You don't need much to bake great sourdough. Here's what actually matters, what's nice to have, and what you can skip.
These five items will cover 95% of your baking needs. Start here.
Non-negotiable. Baking by weight is the single biggest improvement you can make. Measuring cups are inconsistent - a cup of flour can vary by 30% depending on how you scoop it.
Tip: Get one that measures in 1g increments and can handle at least 5kg. You'll use it for everything from feeding your starter to scaling dough.
A heavy, lidded pot (cast iron or enameled) that traps steam during baking. This steam is what gives sourdough its crispy, blistered crust and maximum oven spring.
Tip: A 5-quart round Dutch oven works for most loaf sizes. Lodge and Staub are popular choices. Preheat it with the oven for best results.
A wide-mouth glass jar (mason jar or Weck jar) lets you see fermentation activity clearly. You can track rise and fall, spot bubbles, and know when your starter is ready.
Tip: Use a rubber band to mark the level after feeding. A straight-sided jar is easiest to read. Keep a second jar for easy transfers during feedings.
A flat metal blade used for dividing dough, scraping your work surface clean, and helping with shaping. It's one of the most-used tools in any bakery.
Tip: Get a rigid metal one with a comfortable handle. Plastic scrapers (bowl scrapers) are also useful for scooping dough out of bowls without tearing it.
Takes the guesswork out of two critical moments: checking your water temperature for mixing (affects fermentation speed) and knowing when your bread is done baking (205-210F internal).
Tip: A fast digital thermometer pays for itself in saved loaves. Use it to check dough temperature too - ideal is 76-78F after mixing.
Once you're hooked on baking (and you will be), these tools make the process smoother and more enjoyable.
A coiled cane or wood pulp basket that supports your dough during its final proof and gives it those signature spiral flour rings. Without one, your dough can spread flat during proofing.
Tip: Dust generously with rice flour (it doesn't absorb moisture like wheat flour) to prevent sticking. A 9-inch round fits a standard 1kg loaf.
A razor blade on a handle used for scoring the dough before baking. The thin blade creates clean cuts that control how your bread expands in the oven and create decorative patterns.
Tip: A curved blade held at 30-45 degrees creates the classic "ear" on your loaf. In a pinch, a very sharp serrated knife or even a clean razor blade works.
Makes loading dough into a screaming hot Dutch oven much easier and safer. Just lift the parchment sling right into the pot. Also prevents sticking without extra flour.

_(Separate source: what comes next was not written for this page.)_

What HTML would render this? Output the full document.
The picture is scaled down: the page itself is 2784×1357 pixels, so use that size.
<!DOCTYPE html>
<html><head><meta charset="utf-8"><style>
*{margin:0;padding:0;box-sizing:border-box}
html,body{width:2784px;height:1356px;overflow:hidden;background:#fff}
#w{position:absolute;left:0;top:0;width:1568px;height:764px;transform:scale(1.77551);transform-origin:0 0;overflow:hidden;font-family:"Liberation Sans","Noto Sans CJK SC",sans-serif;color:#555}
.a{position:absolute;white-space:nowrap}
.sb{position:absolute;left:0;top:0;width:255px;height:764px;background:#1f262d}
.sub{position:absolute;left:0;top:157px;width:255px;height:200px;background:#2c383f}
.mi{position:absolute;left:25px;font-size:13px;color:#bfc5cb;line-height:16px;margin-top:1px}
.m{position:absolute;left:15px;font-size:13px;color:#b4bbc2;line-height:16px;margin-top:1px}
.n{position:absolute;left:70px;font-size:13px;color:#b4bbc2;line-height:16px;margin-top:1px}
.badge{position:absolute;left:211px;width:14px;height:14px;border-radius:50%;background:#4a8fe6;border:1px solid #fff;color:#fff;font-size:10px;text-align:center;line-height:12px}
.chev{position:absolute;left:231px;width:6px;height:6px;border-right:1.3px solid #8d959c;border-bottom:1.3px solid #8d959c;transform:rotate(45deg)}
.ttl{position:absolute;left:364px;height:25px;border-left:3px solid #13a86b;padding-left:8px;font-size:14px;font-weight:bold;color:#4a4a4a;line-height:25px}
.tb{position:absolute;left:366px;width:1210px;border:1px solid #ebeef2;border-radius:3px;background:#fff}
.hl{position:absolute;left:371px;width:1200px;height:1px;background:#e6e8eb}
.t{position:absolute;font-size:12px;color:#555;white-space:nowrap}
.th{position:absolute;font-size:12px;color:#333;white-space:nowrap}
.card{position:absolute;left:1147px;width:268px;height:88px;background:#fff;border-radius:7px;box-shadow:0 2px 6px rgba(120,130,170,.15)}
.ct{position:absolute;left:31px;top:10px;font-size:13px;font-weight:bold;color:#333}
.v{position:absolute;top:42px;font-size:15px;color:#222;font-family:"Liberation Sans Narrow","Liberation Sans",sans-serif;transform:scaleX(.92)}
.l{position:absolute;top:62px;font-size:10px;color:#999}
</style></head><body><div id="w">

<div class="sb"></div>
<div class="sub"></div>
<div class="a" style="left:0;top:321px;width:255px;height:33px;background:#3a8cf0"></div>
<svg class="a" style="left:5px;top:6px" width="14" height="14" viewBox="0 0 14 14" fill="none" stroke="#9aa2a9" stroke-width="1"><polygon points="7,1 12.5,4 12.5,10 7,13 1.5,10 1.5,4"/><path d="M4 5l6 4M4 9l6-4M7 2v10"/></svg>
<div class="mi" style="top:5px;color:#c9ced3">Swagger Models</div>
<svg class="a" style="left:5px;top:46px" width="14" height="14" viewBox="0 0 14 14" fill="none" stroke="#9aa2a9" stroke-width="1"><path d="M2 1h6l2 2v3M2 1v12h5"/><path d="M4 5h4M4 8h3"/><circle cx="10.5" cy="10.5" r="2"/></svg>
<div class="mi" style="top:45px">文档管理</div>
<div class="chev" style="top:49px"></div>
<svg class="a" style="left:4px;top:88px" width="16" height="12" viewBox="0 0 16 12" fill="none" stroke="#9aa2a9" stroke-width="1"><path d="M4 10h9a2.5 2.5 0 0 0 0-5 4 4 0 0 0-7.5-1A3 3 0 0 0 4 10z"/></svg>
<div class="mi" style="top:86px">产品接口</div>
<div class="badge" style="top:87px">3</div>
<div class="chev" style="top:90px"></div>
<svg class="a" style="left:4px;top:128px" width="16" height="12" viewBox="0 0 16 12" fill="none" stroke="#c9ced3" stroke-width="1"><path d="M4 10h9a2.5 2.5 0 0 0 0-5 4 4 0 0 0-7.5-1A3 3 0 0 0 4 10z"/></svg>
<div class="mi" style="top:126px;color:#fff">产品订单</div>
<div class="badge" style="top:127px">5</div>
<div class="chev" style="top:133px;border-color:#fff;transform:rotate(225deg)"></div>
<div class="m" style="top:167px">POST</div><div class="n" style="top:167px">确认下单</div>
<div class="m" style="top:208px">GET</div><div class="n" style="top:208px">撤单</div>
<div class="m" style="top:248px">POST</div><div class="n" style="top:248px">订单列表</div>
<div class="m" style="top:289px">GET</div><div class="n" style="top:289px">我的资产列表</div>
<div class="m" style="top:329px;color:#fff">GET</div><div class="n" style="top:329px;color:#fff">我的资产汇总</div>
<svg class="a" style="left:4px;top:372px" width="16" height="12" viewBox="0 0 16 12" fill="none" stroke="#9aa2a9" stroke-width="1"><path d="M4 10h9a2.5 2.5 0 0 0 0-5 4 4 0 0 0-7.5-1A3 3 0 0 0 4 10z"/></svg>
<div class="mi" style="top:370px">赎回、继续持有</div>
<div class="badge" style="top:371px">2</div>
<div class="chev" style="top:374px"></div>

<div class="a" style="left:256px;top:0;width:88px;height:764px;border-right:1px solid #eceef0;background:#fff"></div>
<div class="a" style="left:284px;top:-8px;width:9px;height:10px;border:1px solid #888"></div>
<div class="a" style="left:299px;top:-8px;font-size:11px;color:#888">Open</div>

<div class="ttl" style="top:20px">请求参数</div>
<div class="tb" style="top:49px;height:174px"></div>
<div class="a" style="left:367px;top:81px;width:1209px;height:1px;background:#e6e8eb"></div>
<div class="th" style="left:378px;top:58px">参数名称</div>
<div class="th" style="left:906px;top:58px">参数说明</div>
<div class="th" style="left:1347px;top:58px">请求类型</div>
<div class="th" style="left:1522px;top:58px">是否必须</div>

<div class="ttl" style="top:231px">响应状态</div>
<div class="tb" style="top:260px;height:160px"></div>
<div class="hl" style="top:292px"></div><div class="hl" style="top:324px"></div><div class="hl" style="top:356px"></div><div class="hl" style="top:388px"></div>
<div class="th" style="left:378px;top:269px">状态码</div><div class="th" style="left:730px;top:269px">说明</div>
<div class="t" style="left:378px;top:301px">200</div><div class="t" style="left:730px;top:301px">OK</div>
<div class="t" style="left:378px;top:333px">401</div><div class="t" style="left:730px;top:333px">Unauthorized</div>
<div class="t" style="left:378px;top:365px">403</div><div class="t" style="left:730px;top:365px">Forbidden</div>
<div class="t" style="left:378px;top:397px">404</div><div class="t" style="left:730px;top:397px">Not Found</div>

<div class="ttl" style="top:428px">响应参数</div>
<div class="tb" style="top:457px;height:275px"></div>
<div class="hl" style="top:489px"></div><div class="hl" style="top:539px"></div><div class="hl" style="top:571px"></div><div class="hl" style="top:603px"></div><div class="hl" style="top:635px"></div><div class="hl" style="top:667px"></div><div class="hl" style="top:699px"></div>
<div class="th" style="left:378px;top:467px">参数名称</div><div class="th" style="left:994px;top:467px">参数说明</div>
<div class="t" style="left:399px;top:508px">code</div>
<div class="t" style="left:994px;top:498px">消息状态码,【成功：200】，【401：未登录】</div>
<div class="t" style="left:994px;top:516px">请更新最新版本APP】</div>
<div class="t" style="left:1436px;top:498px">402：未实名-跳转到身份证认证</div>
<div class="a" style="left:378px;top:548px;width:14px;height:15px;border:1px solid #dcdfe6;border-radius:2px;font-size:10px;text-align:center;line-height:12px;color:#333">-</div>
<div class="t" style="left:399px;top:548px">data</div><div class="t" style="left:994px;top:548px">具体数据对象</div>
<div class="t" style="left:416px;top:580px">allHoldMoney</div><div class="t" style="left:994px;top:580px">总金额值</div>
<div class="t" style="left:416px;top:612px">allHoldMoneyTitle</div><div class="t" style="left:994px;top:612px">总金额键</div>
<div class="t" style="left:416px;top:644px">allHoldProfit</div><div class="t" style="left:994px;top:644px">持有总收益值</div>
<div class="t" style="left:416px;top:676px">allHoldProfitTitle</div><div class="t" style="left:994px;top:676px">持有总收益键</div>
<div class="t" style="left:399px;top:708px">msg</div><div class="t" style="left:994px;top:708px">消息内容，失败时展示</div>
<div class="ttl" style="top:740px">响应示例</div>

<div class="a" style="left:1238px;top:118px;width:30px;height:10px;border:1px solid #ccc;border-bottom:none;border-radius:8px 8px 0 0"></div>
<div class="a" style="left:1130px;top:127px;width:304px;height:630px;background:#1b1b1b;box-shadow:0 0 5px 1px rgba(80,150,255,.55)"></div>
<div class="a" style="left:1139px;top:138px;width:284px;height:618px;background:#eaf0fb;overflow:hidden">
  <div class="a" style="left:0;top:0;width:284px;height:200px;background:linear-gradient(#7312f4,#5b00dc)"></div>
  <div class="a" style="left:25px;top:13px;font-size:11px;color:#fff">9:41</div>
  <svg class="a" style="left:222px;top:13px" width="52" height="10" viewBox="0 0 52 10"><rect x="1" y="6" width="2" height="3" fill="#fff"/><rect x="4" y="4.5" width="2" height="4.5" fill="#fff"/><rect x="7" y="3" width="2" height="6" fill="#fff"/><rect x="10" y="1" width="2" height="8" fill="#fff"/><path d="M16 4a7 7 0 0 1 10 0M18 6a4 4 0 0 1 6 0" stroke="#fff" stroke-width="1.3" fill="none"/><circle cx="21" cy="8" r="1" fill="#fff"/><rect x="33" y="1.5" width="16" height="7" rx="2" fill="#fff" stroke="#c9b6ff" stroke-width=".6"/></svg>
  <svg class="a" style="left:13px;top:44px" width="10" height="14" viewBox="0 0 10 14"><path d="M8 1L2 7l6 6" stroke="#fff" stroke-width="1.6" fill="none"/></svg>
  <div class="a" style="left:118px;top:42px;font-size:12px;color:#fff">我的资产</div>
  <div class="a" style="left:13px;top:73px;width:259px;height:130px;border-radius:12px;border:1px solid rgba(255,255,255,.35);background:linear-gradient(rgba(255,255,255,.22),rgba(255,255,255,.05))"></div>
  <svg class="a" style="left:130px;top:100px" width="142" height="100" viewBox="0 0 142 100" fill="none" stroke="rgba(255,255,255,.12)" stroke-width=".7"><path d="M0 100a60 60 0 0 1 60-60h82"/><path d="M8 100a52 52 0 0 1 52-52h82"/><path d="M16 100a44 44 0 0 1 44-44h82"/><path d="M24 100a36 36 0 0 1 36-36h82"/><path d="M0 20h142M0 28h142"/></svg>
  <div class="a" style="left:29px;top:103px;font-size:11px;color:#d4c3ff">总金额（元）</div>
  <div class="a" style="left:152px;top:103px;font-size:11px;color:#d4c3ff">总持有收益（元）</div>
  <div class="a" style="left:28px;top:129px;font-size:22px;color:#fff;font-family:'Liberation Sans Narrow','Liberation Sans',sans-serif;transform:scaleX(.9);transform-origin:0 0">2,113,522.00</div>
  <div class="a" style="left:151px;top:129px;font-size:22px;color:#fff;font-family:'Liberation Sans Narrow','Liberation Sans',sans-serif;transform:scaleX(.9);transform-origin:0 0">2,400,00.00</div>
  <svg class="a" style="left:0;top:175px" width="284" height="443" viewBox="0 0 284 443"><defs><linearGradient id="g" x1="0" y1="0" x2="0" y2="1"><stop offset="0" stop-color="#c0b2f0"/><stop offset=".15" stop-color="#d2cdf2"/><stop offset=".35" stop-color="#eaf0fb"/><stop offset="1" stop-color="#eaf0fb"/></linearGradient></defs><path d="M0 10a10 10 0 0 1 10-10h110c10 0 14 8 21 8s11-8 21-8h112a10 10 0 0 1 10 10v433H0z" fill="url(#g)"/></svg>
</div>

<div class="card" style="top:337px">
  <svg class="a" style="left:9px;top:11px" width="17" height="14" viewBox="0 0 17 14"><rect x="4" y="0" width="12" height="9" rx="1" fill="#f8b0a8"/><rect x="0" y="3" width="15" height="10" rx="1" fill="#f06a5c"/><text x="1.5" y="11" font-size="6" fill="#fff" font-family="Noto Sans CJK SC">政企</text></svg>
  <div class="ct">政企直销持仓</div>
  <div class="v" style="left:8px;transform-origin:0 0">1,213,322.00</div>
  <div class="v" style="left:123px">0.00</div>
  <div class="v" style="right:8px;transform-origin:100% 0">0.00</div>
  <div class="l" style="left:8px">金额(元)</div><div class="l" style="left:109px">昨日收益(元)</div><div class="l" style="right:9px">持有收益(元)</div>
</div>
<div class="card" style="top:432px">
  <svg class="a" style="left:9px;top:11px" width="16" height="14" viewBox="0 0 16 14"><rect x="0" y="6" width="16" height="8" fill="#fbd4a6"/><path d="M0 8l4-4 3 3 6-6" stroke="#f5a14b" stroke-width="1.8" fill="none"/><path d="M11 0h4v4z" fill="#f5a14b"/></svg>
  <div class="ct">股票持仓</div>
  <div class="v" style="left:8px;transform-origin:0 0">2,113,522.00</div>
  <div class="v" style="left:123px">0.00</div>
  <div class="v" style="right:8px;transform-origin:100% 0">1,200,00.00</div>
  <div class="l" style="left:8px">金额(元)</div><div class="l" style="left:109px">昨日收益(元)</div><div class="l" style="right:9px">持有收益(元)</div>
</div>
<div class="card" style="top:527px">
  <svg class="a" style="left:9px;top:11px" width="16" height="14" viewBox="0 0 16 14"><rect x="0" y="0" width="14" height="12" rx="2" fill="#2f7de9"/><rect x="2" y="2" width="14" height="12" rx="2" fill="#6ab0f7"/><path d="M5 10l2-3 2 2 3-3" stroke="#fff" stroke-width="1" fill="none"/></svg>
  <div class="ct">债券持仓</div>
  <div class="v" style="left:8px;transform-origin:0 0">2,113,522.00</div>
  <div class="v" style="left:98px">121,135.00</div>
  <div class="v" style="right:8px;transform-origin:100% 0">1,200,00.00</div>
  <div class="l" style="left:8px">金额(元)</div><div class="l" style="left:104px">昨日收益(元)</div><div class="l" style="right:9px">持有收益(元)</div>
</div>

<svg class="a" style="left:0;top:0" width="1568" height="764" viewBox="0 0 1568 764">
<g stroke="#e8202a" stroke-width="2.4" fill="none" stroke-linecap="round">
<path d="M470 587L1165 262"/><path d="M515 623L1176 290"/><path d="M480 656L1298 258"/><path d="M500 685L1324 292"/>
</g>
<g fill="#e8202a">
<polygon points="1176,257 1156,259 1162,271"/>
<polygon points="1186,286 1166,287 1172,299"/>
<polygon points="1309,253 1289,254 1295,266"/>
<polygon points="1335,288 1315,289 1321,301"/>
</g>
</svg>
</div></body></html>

Tip: Cut it into rounds or squares ahead of time. You can reuse each piece 2-3 times. Unbleached is fine.
A quick spritz of water on the dough surface right before it goes in the oven adds extra steam for a crispier crust and better oven spring.
Tip: Use it when you remove the Dutch oven lid too, for a final blast of steam. Also handy for misting dough during shaping if it's drying out.
A wire whisk with a unique coil shape that's perfect for mixing shaggy, high-hydration doughs without getting caked in sticky dough like a regular whisk would.
Tip: Great for initial mixing of flour and water. Once the dough comes together, switch to your hands or a bowl scraper for folding.
Most home ovens are off by 25-50 degrees. An oven thermometer tells you your actual baking temperature, which is critical for consistent results.
Tip: Place it in the center of your oven where you bake. Check it periodically - ovens can drift over time.
Letting bread cool on a wire rack allows air to circulate underneath, preventing a soggy bottom crust. The crumb is still setting as it cools - this step matters.
Tip: Resist cutting for at least 1 hour (2 hours for larger loaves). The steam escaping is part of the baking process.
Once cooled, store your bread cut-side down in a linen bread bag or wrapped in beeswax wrap. Plastic bags trap moisture and soften the crust.
Tip: Sourdough stays fresh longer than commercial bread thanks to its natural acidity. A good loaf will last 4-5 days at room temperature.